The big change came in 1972.  That was the year that the Illinois Central Railroad bought the GM&O, its major competitor; the new, merged railroad was called the Illinois Central Gulf Railroad (but changed back to IC in 1988 after selling most of the GM&O lines.)  Since IC already had two mainlines into New Orleans, the ICG almost immediately ceased using its trackage rights over the Southern Railway into New Orleans and closed the GM&O yard, meaning that the former GM&O trackage in Louisiana became for local traffic only.

By the time that traffic on the Shoreline District to Covington and Abita Springs dried up in the late 1980s and early 1990s and the last train west of Slidell ran in January 1991, there was nothing for the IC south of Bogalusa except for a few industries in Slidell.  By 1994, IC ceded to Norfolk Southern the business from the industries in Slidell and the little bit of trackage that was needed to reach them, including this track seen in these images, and IC abandoned the GM&O track south of Bogalusa, where what is left of the old GM&O line ends today.

From the looks of this picture, and based on other information that I have from NS sources, it appears that there are now no active railroad customers on this former GM&O Slidell trackage.

That makes me sad, but such is the nature of the railroad business and the carload business.  Imagine that GM&O’s Rebel passenger train passed on these rails!

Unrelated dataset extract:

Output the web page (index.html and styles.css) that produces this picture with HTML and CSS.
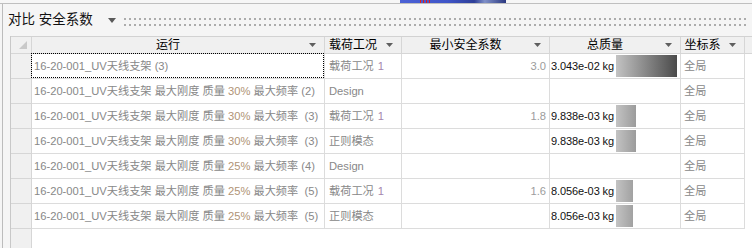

Michael Palmieri has some great images that he took in the 1980s of the ICG Shoreline District.

Here is the view looking southward from this same location.

That orange cone suggests further that this line is out-of-service.  Note what appears to be a parked train in the distance.  It was an NS work train with a small gem of a car that you will see shortly.

Three years to the day before I took these pictures, I got some pictures of NS local service in New Orleans.

After this, it was time for the meeting of the minds at a nearby studio.  We went over strategy and shoot a few new scenes that need only me to be in them.

Here we are reviewing the few scenes that we shot today, a good day.

I hate that I once-again have to shelve this project due to once-again worsening health problems.

By the time that all of this ended, the skies were dark.  Still, that did not stop me from photographing this neat old car in the work train parked by the depot.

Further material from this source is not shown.